Saturday, January 21, 2012

Maha's Fried Holiday Gluten Cutlets

I've made this dish every Thanksgiving and Christmas for the past 6 years or so.  It has several virtues -- in spite of the fact that it needs to marinate overnight, it takes very little actual time to prepare, with just a lot of sitting time between steps, so if you have a big holiday dinner, you can free yourself up for making everything else and also socializing and what will you.

Although I'm a big time panir devotee (which gurukuli isn't?), the other virtue of gluten is that it's both more inexpensive than panir and doesn't require much stirring or anything (also, it's vegan, if that's a concern).  This dish is especially popular among current and former meat-eaters in my family.  These proportions will feed about 4 people as part of a big Western-style holiday dinner with stuffing, gravy, cranberries, potatoes, squash, and all the rest.  Lately I've been having to sextuple (!) the proportions to satisfy my family's cravings for day-after gluten leftovers.

To make the gluten:
1 c. gluten flour
1 c. water

Pour the water into a large mixing bowl. Slowly sprinkle in the gluten flour, using your other hand to mix it with the water as you go. You should end up with a pretty solid lump of gluten; knead it for a minute and then let it sit for one hour. An hour later, boil a big pot of lightly salted water -- a really big pot, like a stock pot. While the water heats, chop your gluten into smallish chunks (2" x 2" or so). A word to the wise: raw gluten can be sticky, so try to keep them separate. When the water is boiling briskly, drop the gluten chunks into the water and boil for 1/2 an hour. The pieces will expand to many times their original size!
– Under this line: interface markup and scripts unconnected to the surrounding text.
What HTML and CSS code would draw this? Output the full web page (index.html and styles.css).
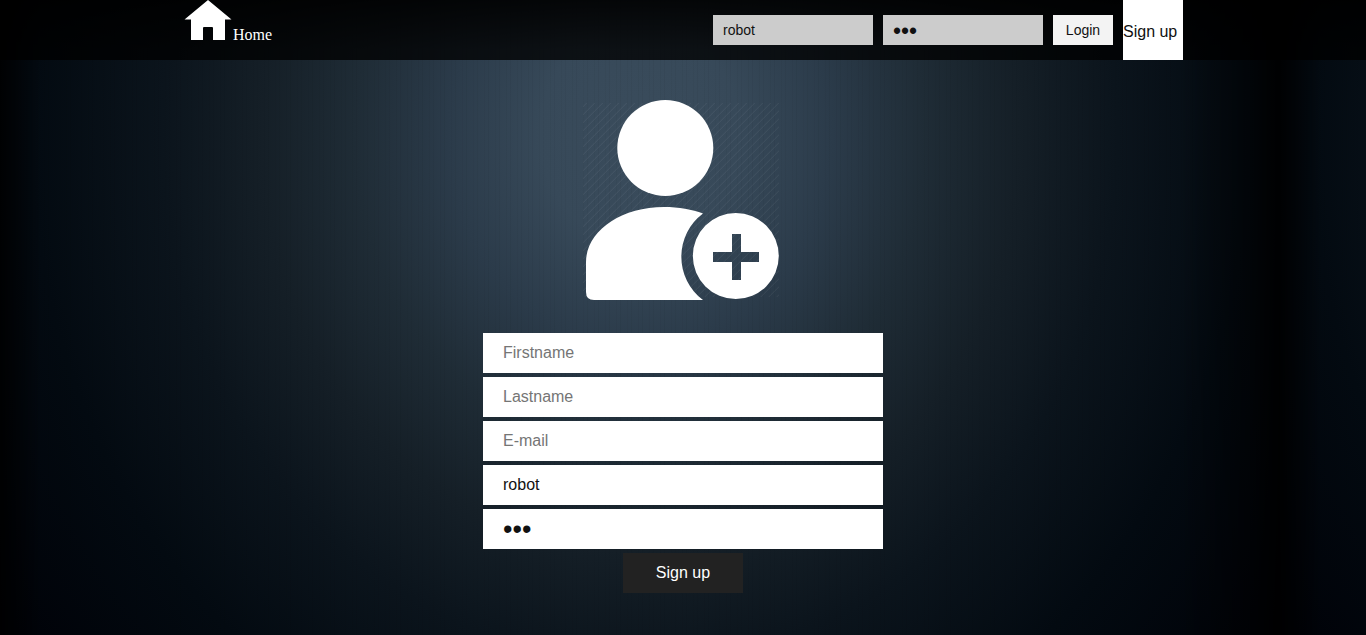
FILE: index.html
```html
<!DOCTYPE html>
<html lang="en">
<head>
<meta charset="utf-8">
<title>Sign up</title>
<link rel="stylesheet" href="styles.css">
</head>
<body>
<header class="topbar">
  <div class="topbar-inner">
    <a class="home"><svg class="home-icon" width="50" height="40" viewBox="0 0 50 40"><path fill="#fff" d="M25 0 48.500 19.500H42V40H30V28Q30 27 29 27H21Q20 27 20 28V40H8V19.500H1.500Z"/></svg><span>Home</span></a>
    <form class="login">
      <input class="login-field" type="text" value="robot">
      <input class="login-field login-password" type="password" value="abc">
      <button class="login-button" type="button">Login</button>
      <a class="signup-link">Sign up</a>
    </form>
  </div>
</header>
<main class="content">
  <svg class="user-icon" width="200" height="200" viewBox="0 0 200 200">
    <defs>
      <linearGradient id="hatch" gradientUnits="userSpaceOnUse" x1="0" y1="0" x2="4" y2="4" spreadMethod="repeat">
        <stop offset="0" stop-color="#fff" stop-opacity="0"/>
        <stop offset=".7" stop-color="#fff" stop-opacity="0"/>
        <stop offset=".85" stop-color="#fff" stop-opacity=".055"/>
        <stop offset="1" stop-color="#fff" stop-opacity="0"/>
      </linearGradient>
    </defs>
    <rect x="0" y="3" width="196" height="194" fill="url(#hatch)"/>
    <circle cx="82.300" cy="48" r="48" fill="#fff"/>
    <path fill="#fff" d="M3 162C3 132 37 107 81 107C96 107 109 109.500 120 113.500A54 54 0 0 0 120 200H11Q3 200 3 192Z"/>
    <path fill="#fff" fill-rule="evenodd" d="M152.800 113A43 43 0 0 1 152.800 199A43 43 0 0 1 152.800 113ZM149 134V152H130V162H149V180H158V162H176V152H158V134Z"/>
  </svg>
  <form class="signup">
    <input class="field" type="text" placeholder="Firstname">
    <input class="field" type="text" placeholder="Lastname">
    <input class="field" type="text" placeholder="E-mail">
    <input class="field" type="text" value="robot">
    <input class="field field-password" type="password" value="abc">
    <button class="signup-button" type="button">Sign up</button>
  </form>
</main>
</body>
</html>
```
FILE: styles.css
```css
* { box-sizing: border-box; }

html { height: 100%; }

body {
  margin: 0;
  height: 100%;
  overflow: hidden;
  font: 16px "Liberation Sans", Arial, sans-serif;
  background:
    linear-gradient(rgba(0, 0, 0, .6), transparent 50px),
    repeating-linear-gradient(90deg, rgba(0, 0, 0, .03) 0 1px, transparent 1px 4px, rgba(0, 0, 0, .04) 4px 5px, transparent 5px 11px),
    linear-gradient(90deg, rgba(0, 0, 0, .85), transparent 40px 1180px, rgba(0, 0, 0, .5) 1250px, rgba(0, 0, 0, .9) 1280px) 0 0 / 1280px 100% repeat-x,
    radial-gradient(ellipse 770px 850px at 640px 135px, #3a4c5c 0, #374959 13%, #2b3b4a 25%, #1f2c36 37%, #151f27 49%, #0b141c 62%, #030a11 79%, #000208 100%) 0 0 / 1280px 100% repeat-x;
}

input, button {
  border: 0;
  border-radius: 0;
  font-family: inherit;
}

.topbar {
  height: 60px;
  background: rgba(0, 0, 0, .77);
}

.topbar-inner {
  display: flex;
  justify-content: space-between;
  width: 1000px;
  margin: 0 auto;
}

.home {
  display: flex;
  align-items: baseline;
  height: 40px;
  color: #fff;
  font-family: "Liberation Serif", "Times New Roman", serif;
}

.login {
  display: flex;
  align-items: center;
  gap: 10px;
  height: 60px;
}

.login-field {
  width: 160px;
  height: 30px;
  padding: 0 10px;
  background: #ccc;
  color: #111;
  font-size: 14px;
}

.login-password {
  padding-top: 2px;
  font-size: 23px;
}

.login-button {
  width: 60px;
  height: 30px;
  padding: 0;
  background: #f3f3f3;
  color: #111;
  font-size: 14px;
}

.signup-link {
  width: 60px;
  height: 60px;
  line-height: 64px;
  background: #fff;
  color: #111;
}

.content {
  display: flex;
  flex-direction: column;
  align-items: center;
  gap: 33px;
  padding-top: 40px;
}

.signup {
  display: flex;
  flex-direction: column;
  align-items: center;
  gap: 4px;
}

.field {
  width: 400px;
  height: 40px;
  padding: 0 20px;
  background: #fff;
  color: #111;
  font-size: 16px;
}

.field-password { font-size: 27px; }

.field::placeholder { color: #757575; }

.signup-button {
  width: 120px;
  height: 40px;
  padding: 0;
  background: #222;
  color: #fff;
  font-size: 16px;
}
```
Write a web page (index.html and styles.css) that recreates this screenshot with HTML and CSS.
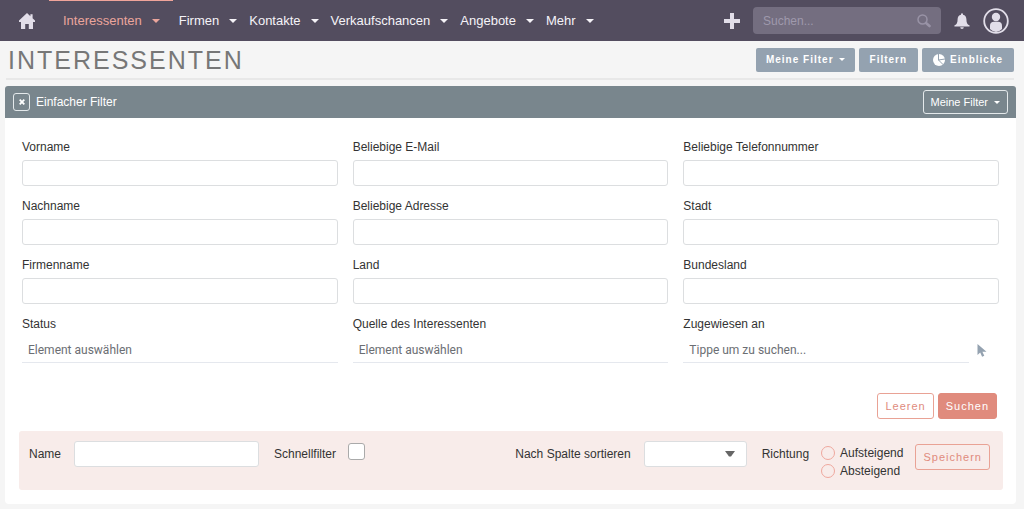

After your 1/2 hour, drain the gluten out into a colander, let it cool enough to touch, and squeeze out as much water as possible by hand.

Then whisk together this marinade:
1 c. extra-virgin olive oil
6 Tbs of vegan Worcestershire sauce (I like to make my own, sans onions & garlic)
1 tsp salt
1/2 tsp cracked black pepper
1 tsp each dried sage, thyme, and rosemary

In a small pan, heat 2 Tbs. olive oil to rippling hot, and add 1/2 tsp. asafoetida (hing). Remove from the heat as soon as the hing sizzles and add to the marinade.

Place the gluten cutlets in a large Tupperware and pour the marinade over them. Leave them in the fridge overnight (turning occasionally) until you're ready to cook them the next day.

You will want to heat a heavy cast iron skillet over high heat and then coat it with a little more olive oil, combined with a drizzle of the marinade -- fry the cutlets, turning occasionally, until they are crisp and deliciously golden brown.  Lovely with gravy.